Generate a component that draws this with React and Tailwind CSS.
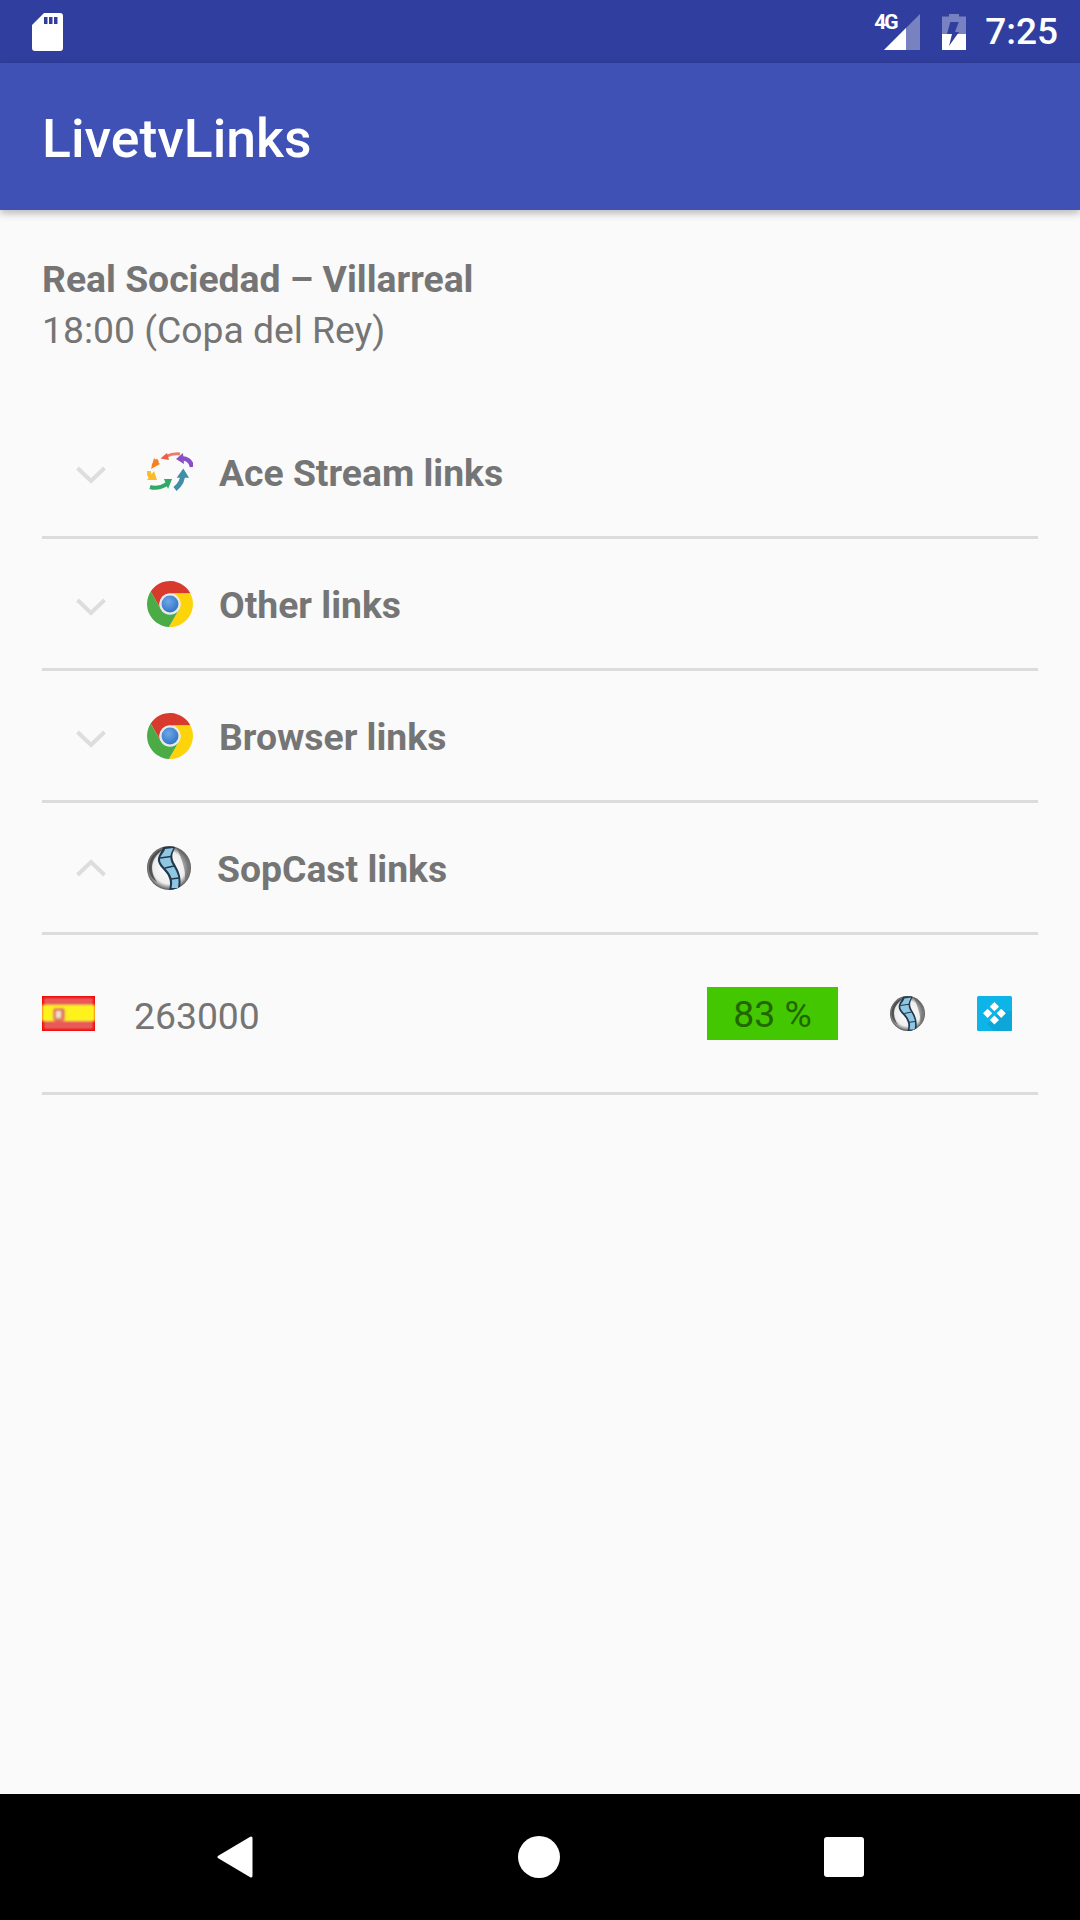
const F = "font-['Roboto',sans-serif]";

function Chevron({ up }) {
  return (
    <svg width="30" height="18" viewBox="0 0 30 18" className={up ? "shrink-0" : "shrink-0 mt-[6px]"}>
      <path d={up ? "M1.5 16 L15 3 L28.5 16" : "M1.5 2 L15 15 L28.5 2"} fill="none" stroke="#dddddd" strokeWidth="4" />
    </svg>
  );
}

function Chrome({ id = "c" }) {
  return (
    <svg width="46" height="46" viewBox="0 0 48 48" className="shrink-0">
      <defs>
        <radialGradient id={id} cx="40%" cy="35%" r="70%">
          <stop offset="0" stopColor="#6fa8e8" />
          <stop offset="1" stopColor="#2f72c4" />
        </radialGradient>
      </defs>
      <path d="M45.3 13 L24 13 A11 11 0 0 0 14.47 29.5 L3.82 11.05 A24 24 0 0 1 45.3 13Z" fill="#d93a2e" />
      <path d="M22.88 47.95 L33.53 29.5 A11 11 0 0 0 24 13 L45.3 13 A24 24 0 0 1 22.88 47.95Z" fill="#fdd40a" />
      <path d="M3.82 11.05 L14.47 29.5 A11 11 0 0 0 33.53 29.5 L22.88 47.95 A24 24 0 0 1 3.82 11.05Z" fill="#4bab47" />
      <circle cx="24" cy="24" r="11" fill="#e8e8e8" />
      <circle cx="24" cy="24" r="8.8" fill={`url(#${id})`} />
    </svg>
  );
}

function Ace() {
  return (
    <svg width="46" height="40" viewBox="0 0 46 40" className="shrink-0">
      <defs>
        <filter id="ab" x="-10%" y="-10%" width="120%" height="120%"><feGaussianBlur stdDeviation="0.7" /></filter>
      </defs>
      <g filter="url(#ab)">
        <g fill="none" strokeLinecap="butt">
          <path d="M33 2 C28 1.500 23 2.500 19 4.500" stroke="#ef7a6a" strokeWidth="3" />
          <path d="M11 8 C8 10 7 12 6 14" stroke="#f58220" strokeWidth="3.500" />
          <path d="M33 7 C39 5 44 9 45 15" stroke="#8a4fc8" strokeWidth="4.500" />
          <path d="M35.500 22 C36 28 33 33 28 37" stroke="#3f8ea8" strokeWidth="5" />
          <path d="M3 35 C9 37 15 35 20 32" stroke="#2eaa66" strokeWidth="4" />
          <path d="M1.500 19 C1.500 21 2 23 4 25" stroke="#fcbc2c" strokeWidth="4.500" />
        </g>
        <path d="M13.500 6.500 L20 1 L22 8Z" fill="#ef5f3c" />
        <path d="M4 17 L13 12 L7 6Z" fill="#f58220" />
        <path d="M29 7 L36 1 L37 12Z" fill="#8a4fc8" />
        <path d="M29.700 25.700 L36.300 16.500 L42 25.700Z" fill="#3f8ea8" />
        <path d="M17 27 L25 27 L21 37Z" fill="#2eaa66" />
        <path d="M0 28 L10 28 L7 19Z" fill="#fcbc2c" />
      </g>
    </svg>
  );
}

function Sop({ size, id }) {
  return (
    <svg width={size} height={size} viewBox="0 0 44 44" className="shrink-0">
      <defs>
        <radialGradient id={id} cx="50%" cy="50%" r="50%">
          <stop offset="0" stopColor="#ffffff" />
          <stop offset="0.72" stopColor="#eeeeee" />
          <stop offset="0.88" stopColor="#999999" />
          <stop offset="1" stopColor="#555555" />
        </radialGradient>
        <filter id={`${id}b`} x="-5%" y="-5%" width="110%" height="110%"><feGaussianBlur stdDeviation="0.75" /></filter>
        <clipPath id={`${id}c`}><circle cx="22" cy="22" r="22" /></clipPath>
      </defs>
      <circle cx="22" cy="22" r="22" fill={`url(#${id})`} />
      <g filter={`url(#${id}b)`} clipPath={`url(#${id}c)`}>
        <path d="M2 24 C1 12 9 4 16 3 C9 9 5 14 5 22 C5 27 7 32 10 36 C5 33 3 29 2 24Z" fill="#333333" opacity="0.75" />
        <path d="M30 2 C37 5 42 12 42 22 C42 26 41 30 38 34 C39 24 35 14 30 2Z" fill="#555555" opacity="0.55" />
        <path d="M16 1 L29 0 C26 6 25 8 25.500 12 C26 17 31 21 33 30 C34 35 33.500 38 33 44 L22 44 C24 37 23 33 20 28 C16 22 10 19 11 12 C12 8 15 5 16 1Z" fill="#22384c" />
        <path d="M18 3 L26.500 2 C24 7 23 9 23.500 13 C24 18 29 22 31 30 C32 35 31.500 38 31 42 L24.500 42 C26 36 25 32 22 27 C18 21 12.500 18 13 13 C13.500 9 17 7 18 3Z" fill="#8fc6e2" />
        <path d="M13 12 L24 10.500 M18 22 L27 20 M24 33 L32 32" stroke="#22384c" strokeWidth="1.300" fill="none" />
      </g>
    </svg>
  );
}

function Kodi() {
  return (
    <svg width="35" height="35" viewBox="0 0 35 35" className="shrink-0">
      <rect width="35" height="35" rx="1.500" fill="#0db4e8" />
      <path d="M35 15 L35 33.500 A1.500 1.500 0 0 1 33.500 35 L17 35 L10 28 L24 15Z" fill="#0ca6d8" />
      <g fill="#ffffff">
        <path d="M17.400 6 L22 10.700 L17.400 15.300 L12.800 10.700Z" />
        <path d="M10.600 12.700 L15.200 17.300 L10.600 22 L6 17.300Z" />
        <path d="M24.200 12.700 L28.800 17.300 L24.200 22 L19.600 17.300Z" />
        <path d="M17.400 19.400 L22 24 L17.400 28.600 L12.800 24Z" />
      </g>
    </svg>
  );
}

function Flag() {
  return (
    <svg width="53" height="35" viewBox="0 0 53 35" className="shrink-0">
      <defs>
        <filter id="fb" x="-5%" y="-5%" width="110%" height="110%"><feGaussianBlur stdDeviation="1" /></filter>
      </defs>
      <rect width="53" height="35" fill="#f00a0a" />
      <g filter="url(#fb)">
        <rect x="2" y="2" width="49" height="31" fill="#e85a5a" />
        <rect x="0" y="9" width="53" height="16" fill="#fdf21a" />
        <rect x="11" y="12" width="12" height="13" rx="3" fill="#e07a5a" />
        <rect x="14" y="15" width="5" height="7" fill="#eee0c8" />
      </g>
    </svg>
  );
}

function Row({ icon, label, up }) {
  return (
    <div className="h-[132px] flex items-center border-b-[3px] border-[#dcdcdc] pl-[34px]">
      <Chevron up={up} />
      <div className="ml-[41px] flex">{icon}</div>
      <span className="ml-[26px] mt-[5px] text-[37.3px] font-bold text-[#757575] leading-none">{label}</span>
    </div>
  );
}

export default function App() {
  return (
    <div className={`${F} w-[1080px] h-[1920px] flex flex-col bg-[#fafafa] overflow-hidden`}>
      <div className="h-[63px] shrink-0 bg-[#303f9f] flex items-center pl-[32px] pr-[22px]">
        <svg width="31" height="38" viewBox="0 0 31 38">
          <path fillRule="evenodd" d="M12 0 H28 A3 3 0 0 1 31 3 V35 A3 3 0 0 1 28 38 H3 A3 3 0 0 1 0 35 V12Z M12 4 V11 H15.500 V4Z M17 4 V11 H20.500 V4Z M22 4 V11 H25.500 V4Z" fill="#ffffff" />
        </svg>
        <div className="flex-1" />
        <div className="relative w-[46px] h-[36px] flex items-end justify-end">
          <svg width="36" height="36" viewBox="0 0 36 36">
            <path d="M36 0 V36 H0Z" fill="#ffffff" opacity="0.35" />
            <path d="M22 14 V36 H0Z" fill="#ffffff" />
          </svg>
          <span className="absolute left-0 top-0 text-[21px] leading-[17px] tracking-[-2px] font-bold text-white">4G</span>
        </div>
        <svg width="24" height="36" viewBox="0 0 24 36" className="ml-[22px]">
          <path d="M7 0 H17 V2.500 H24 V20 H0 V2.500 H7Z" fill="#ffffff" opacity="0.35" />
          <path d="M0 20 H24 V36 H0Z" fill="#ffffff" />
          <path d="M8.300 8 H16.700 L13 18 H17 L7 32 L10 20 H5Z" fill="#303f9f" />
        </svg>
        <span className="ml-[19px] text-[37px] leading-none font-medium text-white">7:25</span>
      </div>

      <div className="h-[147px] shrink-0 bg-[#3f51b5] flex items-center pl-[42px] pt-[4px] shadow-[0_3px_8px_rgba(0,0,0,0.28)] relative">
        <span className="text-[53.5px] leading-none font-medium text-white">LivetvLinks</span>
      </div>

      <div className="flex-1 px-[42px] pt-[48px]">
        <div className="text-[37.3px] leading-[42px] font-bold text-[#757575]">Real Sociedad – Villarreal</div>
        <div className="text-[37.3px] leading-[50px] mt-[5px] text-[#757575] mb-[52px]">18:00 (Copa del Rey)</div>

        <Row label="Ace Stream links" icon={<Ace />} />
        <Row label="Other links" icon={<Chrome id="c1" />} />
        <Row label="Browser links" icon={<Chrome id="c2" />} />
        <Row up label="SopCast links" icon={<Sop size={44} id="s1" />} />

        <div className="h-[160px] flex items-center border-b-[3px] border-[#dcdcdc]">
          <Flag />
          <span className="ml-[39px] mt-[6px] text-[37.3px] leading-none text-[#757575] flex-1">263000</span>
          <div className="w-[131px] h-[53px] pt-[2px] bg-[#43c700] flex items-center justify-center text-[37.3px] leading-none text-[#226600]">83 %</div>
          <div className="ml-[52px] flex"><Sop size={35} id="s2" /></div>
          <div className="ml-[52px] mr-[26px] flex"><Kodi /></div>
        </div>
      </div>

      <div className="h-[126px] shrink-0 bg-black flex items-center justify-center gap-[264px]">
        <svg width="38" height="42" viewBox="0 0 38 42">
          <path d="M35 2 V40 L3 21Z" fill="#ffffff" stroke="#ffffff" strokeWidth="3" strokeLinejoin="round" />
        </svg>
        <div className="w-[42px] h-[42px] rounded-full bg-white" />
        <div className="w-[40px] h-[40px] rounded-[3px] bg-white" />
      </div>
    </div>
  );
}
..........
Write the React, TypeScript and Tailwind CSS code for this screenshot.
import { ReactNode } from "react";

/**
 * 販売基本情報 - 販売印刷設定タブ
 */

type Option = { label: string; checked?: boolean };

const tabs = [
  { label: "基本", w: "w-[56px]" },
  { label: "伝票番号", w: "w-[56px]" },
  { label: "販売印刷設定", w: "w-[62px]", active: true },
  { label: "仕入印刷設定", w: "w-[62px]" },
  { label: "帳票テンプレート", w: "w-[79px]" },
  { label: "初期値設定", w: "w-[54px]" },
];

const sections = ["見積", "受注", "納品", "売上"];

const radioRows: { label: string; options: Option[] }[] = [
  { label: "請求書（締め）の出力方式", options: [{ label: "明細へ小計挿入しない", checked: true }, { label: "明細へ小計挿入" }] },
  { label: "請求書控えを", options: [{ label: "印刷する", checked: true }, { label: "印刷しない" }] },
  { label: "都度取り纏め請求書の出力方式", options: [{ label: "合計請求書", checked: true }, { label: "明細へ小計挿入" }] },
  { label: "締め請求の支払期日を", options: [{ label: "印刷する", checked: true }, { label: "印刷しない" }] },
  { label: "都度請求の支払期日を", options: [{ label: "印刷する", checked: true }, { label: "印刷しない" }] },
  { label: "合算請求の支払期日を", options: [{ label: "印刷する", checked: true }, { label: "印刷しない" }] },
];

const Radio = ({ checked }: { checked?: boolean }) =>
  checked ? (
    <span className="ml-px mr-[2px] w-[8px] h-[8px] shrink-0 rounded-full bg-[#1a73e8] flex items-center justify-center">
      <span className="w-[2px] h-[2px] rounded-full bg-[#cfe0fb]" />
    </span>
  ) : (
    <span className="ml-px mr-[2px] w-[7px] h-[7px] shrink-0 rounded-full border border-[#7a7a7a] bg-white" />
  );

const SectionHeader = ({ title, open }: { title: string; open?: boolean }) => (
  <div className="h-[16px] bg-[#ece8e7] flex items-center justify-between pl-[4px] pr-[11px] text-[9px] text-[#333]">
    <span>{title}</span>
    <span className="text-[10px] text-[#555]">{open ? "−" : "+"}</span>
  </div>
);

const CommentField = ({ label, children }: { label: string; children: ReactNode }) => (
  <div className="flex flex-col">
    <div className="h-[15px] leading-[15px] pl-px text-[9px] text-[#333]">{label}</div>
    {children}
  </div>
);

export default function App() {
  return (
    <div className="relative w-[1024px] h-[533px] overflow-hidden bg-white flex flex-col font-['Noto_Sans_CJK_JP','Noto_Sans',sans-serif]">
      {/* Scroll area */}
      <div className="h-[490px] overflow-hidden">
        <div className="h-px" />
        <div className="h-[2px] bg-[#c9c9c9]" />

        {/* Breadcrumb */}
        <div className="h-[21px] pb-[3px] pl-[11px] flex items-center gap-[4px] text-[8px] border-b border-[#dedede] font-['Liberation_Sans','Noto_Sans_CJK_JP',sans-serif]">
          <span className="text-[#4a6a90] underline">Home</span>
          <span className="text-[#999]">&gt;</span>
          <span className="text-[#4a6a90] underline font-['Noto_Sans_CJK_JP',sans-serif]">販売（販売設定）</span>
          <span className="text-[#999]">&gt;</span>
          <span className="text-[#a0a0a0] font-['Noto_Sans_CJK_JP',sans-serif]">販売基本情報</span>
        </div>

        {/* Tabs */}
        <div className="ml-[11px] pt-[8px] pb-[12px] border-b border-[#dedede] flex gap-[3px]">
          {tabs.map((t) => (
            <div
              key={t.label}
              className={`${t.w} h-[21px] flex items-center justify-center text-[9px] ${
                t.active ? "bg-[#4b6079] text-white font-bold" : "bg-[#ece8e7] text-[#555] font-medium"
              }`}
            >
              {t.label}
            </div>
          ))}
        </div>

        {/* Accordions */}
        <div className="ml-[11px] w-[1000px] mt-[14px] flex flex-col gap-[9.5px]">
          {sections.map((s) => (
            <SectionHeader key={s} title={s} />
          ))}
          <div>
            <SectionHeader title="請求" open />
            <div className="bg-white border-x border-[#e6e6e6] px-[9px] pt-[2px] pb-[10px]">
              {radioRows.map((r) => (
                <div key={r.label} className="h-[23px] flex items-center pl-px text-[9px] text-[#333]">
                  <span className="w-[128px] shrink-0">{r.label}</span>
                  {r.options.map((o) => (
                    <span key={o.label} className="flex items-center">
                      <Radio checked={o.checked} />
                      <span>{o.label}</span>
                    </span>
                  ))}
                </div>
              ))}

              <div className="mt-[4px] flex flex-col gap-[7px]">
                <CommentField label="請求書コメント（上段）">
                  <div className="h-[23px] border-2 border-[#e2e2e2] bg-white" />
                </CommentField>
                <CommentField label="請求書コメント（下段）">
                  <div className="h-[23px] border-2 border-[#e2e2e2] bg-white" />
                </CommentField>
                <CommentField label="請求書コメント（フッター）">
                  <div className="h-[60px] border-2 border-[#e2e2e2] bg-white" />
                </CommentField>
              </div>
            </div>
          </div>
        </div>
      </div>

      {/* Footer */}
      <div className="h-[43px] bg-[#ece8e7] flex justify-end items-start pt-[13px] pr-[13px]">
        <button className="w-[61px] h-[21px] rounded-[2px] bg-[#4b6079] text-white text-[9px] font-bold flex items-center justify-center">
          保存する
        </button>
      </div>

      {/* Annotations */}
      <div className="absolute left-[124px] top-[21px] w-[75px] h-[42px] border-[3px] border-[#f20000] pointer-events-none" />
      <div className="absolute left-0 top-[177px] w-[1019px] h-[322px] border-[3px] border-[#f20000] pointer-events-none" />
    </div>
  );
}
..........
Tally the lines holding the string "this" and give only the count.

Task output: 2